— DIRECTIVE —
Give every line again exactly as it appears, please, but not the pictures.

— SUPPLIED DATA —
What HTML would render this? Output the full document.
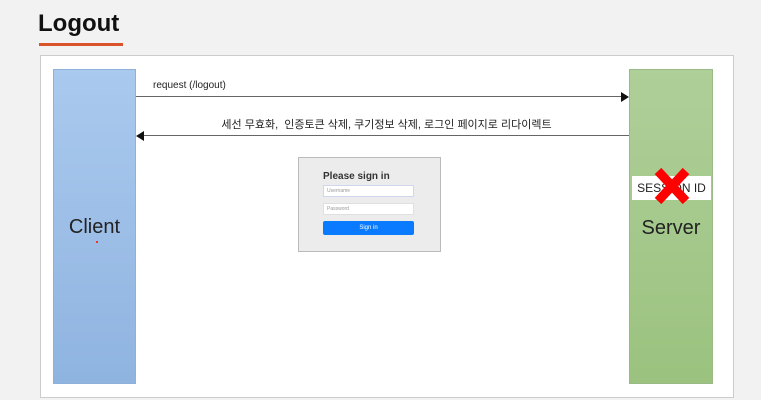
<!DOCTYPE html>
<html><head><meta charset="utf-8"><style>
body{margin:0;width:761px;height:400px;background:#f2f2f2;position:relative;overflow:hidden;font-family:"Liberation Sans","Noto Sans CJK KR",sans-serif}
.a{position:absolute}
</style></head><body>
<div class="a" style="left:38px;top:10px;font-size:24px;font-weight:bold;color:#111">Logout</div>
<div class="a" style="left:39px;top:43px;width:84px;height:3px;background:#d9542b"></div>
<div class="a" style="left:40px;top:55px;width:692px;height:341px;background:#fff;border:1px solid #ccc"></div>
<div class="a" style="left:53px;top:69px;width:83px;height:315px;background:linear-gradient(#aac9ee,#8fb4e0);border:1px solid #8fb0d8;box-sizing:border-box"></div>
<div class="a" style="left:53px;top:216px;width:83px;text-align:center;font-size:20px;color:#222">Client</div>
<div class="a" style="left:96px;top:241px;width:2px;height:2px;background:#e33"></div>
<div class="a" style="left:629px;top:69px;width:84px;height:315px;background:linear-gradient(#afcf99,#9bc27f);border:1px solid #9aba85;box-sizing:border-box"></div>
<div class="a" style="left:632px;top:176px;width:79px;height:24px;background:#fff"></div>
<div class="a" style="left:632px;top:181px;width:79px;text-align:center;font-size:12px;color:#222">SESSION ID</div>
<svg class="a" style="left:654px;top:167px" width="36" height="38"><path d="M4 4L32 34M32 4L4 34" stroke="#f00" stroke-width="9"/></svg>
<div class="a" style="left:629px;top:217px;width:84px;text-align:center;font-size:20px;color:#222">Server</div>
<div class="a" style="left:153px;top:80px;font-size:10px;color:#222">request (/logout)</div>
<div class="a" style="left:136px;top:96px;width:487px;height:1px;background:#666"></div>
<svg class="a" style="left:621px;top:92px" width="9" height="10"><path d="M0 0L8 5L0 10Z" fill="#111"/></svg>
<div class="a" style="left:140px;top:116px;width:493px;text-align:center;font-size:11px;color:#222">세선 무효화,&nbsp; 인증토큰 삭제, 쿠기정보 삭제, 로그인 페이지로 리다이렉트</div>
<div class="a" style="left:143px;top:135px;width:486px;height:1px;background:#666"></div>
<svg class="a" style="left:136px;top:131px" width="9" height="10"><path d="M8 0L0 5L8 10Z" fill="#111"/></svg>
<div class="a" style="left:298px;top:157px;width:143px;height:95px;background:#ececec;border:1px solid #bbb;box-sizing:border-box"></div>
<div class="a" style="left:323px;top:171px;font-size:10px;font-weight:bold;color:#333">Please sign in</div>
<div class="a" style="left:323px;top:185px;width:91px;height:12px;background:#fff;border:1px solid #cdd8ee;box-sizing:border-box;font-size:5px;color:#999;padding:2px 3px">Username</div>
<div class="a" style="left:323px;top:203px;width:91px;height:12px;background:#fff;border:1px solid #e0e0e0;box-sizing:border-box;font-size:5px;color:#999;padding:2px 3px">Password</div>
<div class="a" style="left:323px;top:221px;width:91px;height:14px;background:#0a7bff;border-radius:2px;color:#fff;font-size:6px;text-align:center;line-height:14px">Sign in</div>
</body></html>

— SOLUTION TO THIS PROBLEM —
What HTML would render this? Output the full document.
<!DOCTYPE html>
<html><head><meta charset="utf-8"><style>
body{margin:0;width:761px;height:400px;background:#f2f2f2;position:relative;overflow:hidden;font-family:"Liberation Sans","Noto Sans CJK KR",sans-serif}
.a{position:absolute}
</style></head><body>
<div class="a" style="left:38px;top:10px;font-size:24px;font-weight:bold;color:#111">Logout</div>
<div class="a" style="left:39px;top:43px;width:84px;height:3px;background:#d9542b"></div>
<div class="a" style="left:40px;top:55px;width:692px;height:341px;background:#fff;border:1px solid #ccc"></div>
<div class="a" style="left:53px;top:69px;width:83px;height:315px;background:linear-gradient(#aac9ee,#8fb4e0);border:1px solid #8fb0d8;box-sizing:border-box"></div>
<div class="a" style="left:53px;top:216px;width:83px;text-align:center;font-size:20px;color:#222">Client</div>
<div class="a" style="left:96px;top:241px;width:2px;height:2px;background:#e33"></div>
<div class="a" style="left:629px;top:69px;width:84px;height:315px;background:linear-gradient(#afcf99,#9bc27f);border:1px solid #9aba85;box-sizing:border-box"></div>
<div class="a" style="left:632px;top:176px;width:79px;height:24px;background:#fff"></div>
<div class="a" style="left:632px;top:181px;width:79px;text-align:center;font-size:12px;color:#222">SESSION ID</div>
<svg class="a" style="left:654px;top:167px" width="36" height="38"><path d="M4 4L32 34M32 4L4 34" stroke="#f00" stroke-width="9"/></svg>
<div class="a" style="left:629px;top:217px;width:84px;text-align:center;font-size:20px;color:#222">Server</div>
<div class="a" style="left:153px;top:80px;font-size:10px;color:#222">request (/logout)</div>
<div class="a" style="left:136px;top:96px;width:487px;height:1px;background:#666"></div>
<svg class="a" style="left:621px;top:92px" width="9" height="10"><path d="M0 0L8 5L0 10Z" fill="#111"/></svg>
<div class="a" style="left:140px;top:116px;width:493px;text-align:center;font-size:11px;color:#222">세선 무효화,&nbsp; 인증토큰 삭제, 쿠기정보 삭제, 로그인 페이지로 리다이렉트</div>
<div class="a" style="left:143px;top:135px;width:486px;height:1px;background:#666"></div>
<svg class="a" style="left:136px;top:131px" width="9" height="10"><path d="M8 0L0 5L8 10Z" fill="#111"/></svg>
<div class="a" style="left:298px;top:157px;width:143px;height:95px;background:#ececec;border:1px solid #bbb;box-sizing:border-box"></div>
<div class="a" style="left:323px;top:171px;font-size:10px;font-weight:bold;color:#333">Please sign in</div>
<div class="a" style="left:323px;top:185px;width:91px;height:12px;background:#fff;border:1px solid #cdd8ee;box-sizing:border-box;font-size:5px;color:#999;padding:2px 3px">Username</div>
<div class="a" style="left:323px;top:203px;width:91px;height:12px;background:#fff;border:1px solid #e0e0e0;box-sizing:border-box;font-size:5px;color:#999;padding:2px 3px">Password</div>
<div class="a" style="left:323px;top:221px;width:91px;height:14px;background:#0a7bff;border-radius:2px;color:#fff;font-size:6px;text-align:center;line-height:14px">Sign in</div>
</body></html>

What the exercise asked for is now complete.